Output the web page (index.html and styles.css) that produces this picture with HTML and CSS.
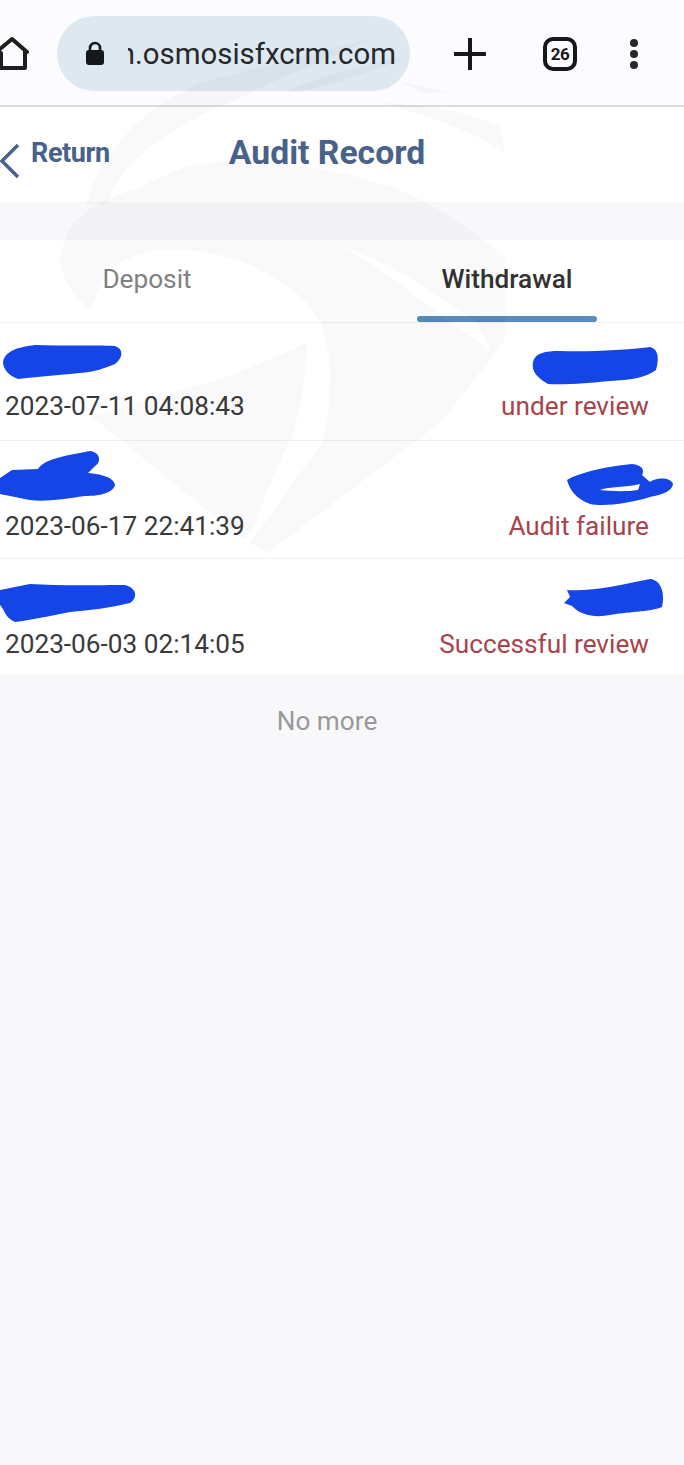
FILE: index.html
```html
<!DOCTYPE html>
<html lang="en">
<head>
<meta charset="utf-8">
<title>Audit Record</title>
<link rel="stylesheet" href="styles.css">
</head>
<body>
<div class="browser-bar">
  <svg class="icon-home" viewBox="0 0 30 34"><path d="M-6,17 L12,2 L27,15 M25,14 V31 H1 V16" /></svg>
  <div class="url-pill">
    <svg class="icon-lock" viewBox="0 0 20 25"><path class="lock-loop" d="M5,10 V7 a5,5 0 0 1 10,0 V10"/><rect class="lock-body" x="1" y="9" width="18" height="15" rx="3"/></svg>
    <div class="url-clip"><span class="url-text">n.osmosisfxcrm.com</span></div>
  </div>
  <svg class="icon-plus" viewBox="0 0 32 32"><path d="M16,1 V31 M1,16 H31"/></svg>
  <div class="tab-count">26</div>
  <div class="dots"><i></i><i></i><i></i></div>
</div>

<header class="page-head">
  <a class="back">
    <svg class="icon-back" viewBox="0 0 20 36"><path d="M18,2 L2,18 L18,34"/></svg>
    <span>Return</span>
  </a>
  <h1>Audit Record</h1>
</header>

<nav class="tabs">
  <div class="tab">Deposit</div>
  <div class="tab active">Withdrawal</div>
</nav>

<section class="list">
  <article class="row">
    <svg class="scribble" viewBox="0 323 684 117"><path d="M3,362 C5,350 20,347 35,345 C60,346 95,345 115,346 C124,349 123,358 115,364 C105,368 95,372 80,373 C60,375 35,377 18,379 C10,376 3,370 3,362Z"/><path d="M533,362 C535,353 545,351 560,351 C590,352 625,350 650,347 C659,349 659,360 656,370 C645,378 630,380 610,381 C590,383 565,385 548,384 C538,378 531,372 533,362Z"/></svg>
    <span class="time">2023-07-11 04:08:43</span>
    <span class="status">under review</span>
  </article>
  <article class="row">
    <svg class="scribble" viewBox="0 441 684 117"><path d="M0,478 L12,470 L38,469 C45,458 70,455 90,451 C100,452 102,462 95,466 L88,473 C100,474 114,477 115,485 C113,493 100,496 85,496 C65,499 45,502 30,500 C15,497 5,495 0,494Z"/><path fill-rule="evenodd" d="M567,480 C580,472 610,466 632,464 C642,465 645,470 642,475 L650,482 C655,478 670,476 673,484 C672,492 660,495 650,497 C630,503 605,507 590,504 C575,498 570,490 567,480Z M600,490 C610,486 625,488 640,484 L638,490 C625,492 610,491 600,490Z"/></svg>
    <span class="time">2023-06-17 22:41:39</span>
    <span class="status">Audit failure</span>
  </article>
  <article class="row">
    <svg class="scribble" viewBox="0 559 684 117"><path d="M0,590 L15,587 L30,584 C60,586 100,585 125,585 C137,588 138,598 130,603 C110,608 90,610 70,612 C50,616 30,620 15,622 C5,618 5,610 0,605Z"/><path d="M567,590 C590,592 620,585 650,579 C662,580 665,595 662,607 C650,612 625,612 610,615 C595,618 580,615 572,606 L564,603 L570,597Z"/></svg>
    <span class="time">2023-06-03 02:14:05</span>
    <span class="status">Successful review</span>
  </article>
</section>

<p class="no-more">No more</p>

<svg class="watermark" viewBox="0 0 684 600">
  <path d="M86,205 C100,150 150,100 210,80 L372,38 C330,60 290,72 240,98 C190,118 125,150 106,205Z"/>
  <path d="M284,92 C320,76 370,62 406,57 C385,68 340,82 300,92Z"/>
  <path d="M396,80 L450,93 L425,93Z"/>
  <path d="M380,102 L440,108 C470,115 490,120 500,127 L505,153 C480,135 440,120 410,112Z"/>
  <path fill-rule="evenodd" d="M60,260 C62,245 66,235 73,223 C90,205 115,195 140,187 C165,175 185,165 207,163 C240,160 275,162 307,167 C340,172 375,180 407,193 C440,208 475,232 505,257 V340 L493,356 L440,423 L413,443 L267,553 L250,543 L322,443 C328,425 330,400 330,377 C330,355 326,338 320,323 L317,317 C305,298 290,287 273,277 C250,263 230,256 207,253 C190,249 172,249 157,250 C135,254 118,262 107,273 C100,285 95,298 90,310 C72,295 62,280 60,260Z M343,247 C385,262 425,285 476,322 L493,355 C480,340 440,315 420,300 C395,280 370,262 343,247Z"/>
  <path d="M308,342 C304,375 304,405 290,440 C278,465 265,495 253,530 L244,540 L92,417 C130,405 165,395 200,385 C235,375 275,358 308,342Z"/>
</svg>
</body>
</html>
```

FILE: styles.css
```css
* { box-sizing: border-box; }
html, body { margin: 0; padding: 0; }
body {
  position: relative;
  width: 684px;
  height: 1465px;
  overflow: hidden;
  background: #f8f8fa;
  font-family: Roboto, "Liberation Sans", sans-serif;
  color: #333;
}

.browser-bar {
  height: 107px;
  display: flex;
  align-items: center;
  background: #fcfcfe;
  border-bottom: 2px solid #dcdcde;
  padding-top: 2px;
}
.icon-home { width: 30px; height: 34px; margin: 0 27px 0 0; flex: none; }
.icon-home path { fill: none; stroke: #1d1d1f; stroke-width: 4; stroke-linejoin: round; stroke-linecap: round; }
.url-pill {
  width: 353px;
  height: 75px;
  border-radius: 38px;
  background: #dde8f1;
  display: flex;
  align-items: center;
  padding-left: 28px;
  flex: none;
}
.icon-lock { width: 20px; height: 25px; flex: none; }
.lock-loop { fill: none; stroke: #16171a; stroke-width: 2.6; }
.lock-body { fill: #16171a; }
.url-clip {
  width: 268px;
  margin-left: 23px;
  overflow: hidden;
  display: flex;
  justify-content: flex-end;
  white-space: nowrap;
}
.url-text { font-size: 29.4px; line-height: 36px; color: #26282b; }
.icon-plus { width: 32px; height: 32px; margin-left: 44px; flex: none; }
.icon-plus path { fill: none; stroke: #16171a; stroke-width: 4; stroke-linecap: round; }
.tab-count {
  width: 34px;
  height: 34px;
  margin-left: 57px;
  border: 4px solid #16171a;
  border-radius: 10px;
  font-size: 17px;
  font-weight: 700;
  line-height: 26px;
  text-align: center;
  letter-spacing: -0.5px;
  color: #16171a;
  flex: none;
}
.dots { display: flex; flex-direction: column; gap: 3px; margin-left: 53px; flex: none; }
.dots i { display: block; width: 8px; height: 8px; border-radius: 50%; background: #26272a; }

.page-head {
  position: relative;
  height: 95px;
  background: #fff;
  display: flex;
  align-items: center;
  margin-bottom: 38px;
}
.back { display: flex; align-items: center; color: #486289; font-size: 27px; font-weight: 700; }
.back span { margin: -3px 0 0 11px; letter-spacing: -0.4px; }
.icon-back { width: 20px; height: 36px; margin-top: 12px; flex: none; }
.icon-back path { fill: none; stroke: #486289; stroke-width: 3.4; }
.page-head h1 {
  position: absolute;
  left: 0;
  width: 654px;
  top: 23px;
  margin: 0;
  text-align: center;
  font-size: 33.7px;
  line-height: 46px;
  font-weight: 700;
  color: #486289;
}

.tabs {
  height: 83px;
  background: #fff;
  border-bottom: 1px solid #f0f0f1;
  display: grid;
  grid-template-columns: 294px 354px;
  column-gap: 36px;
}
.tab {
  position: relative;
  text-align: center;
  font-size: 26.2px;
  line-height: 79px;
  color: #808080;
}
.tab.active { font-weight: 500; color: #333; }
.tab.active::after {
  content: "";
  position: absolute;
  left: 87px;
  bottom: 0;
  width: 180px;
  height: 6px;
  border-radius: 3px;
  background: #5b8bbb;
}

.list { background: #fff; }
.row {
  position: relative;
  height: 118px;
  padding: 0 35px 15px 5px;
  display: flex;
  justify-content: space-between;
  align-items: flex-end;
  border-bottom: 1px solid #f0f0f1;
  font-size: 26.2px;
  line-height: 34px;
}
.row:first-child { padding-bottom: 17px; }
.row:last-child { height: 116px; padding-bottom: 14px; border-bottom: 0; }
.time { color: #3a3a3a; }
.status { color: #a9434a; }
.scribble {
  position: absolute;
  left: 0;
  top: 0;
  width: 684px;
  height: 117px;
  overflow: visible;
}
.scribble path { fill: #1545e6; }

.no-more {
  width: 654px;
  margin: 29px 0 0;
  text-align: center;
  font-size: 26.2px;
  line-height: 34px;
  color: #999;
}

.watermark {
  position: absolute;
  left: 0;
  top: 0;
  width: 684px;
  height: 600px;
  pointer-events: none;
}
.watermark path { fill: rgba(0, 0, 0, 0.022); }
```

------------------------------

### STATED EXERCISE
Of all the lines in the material above, how many contain the word "index"? Give only the count.

### EXPECTED OUTPUT
2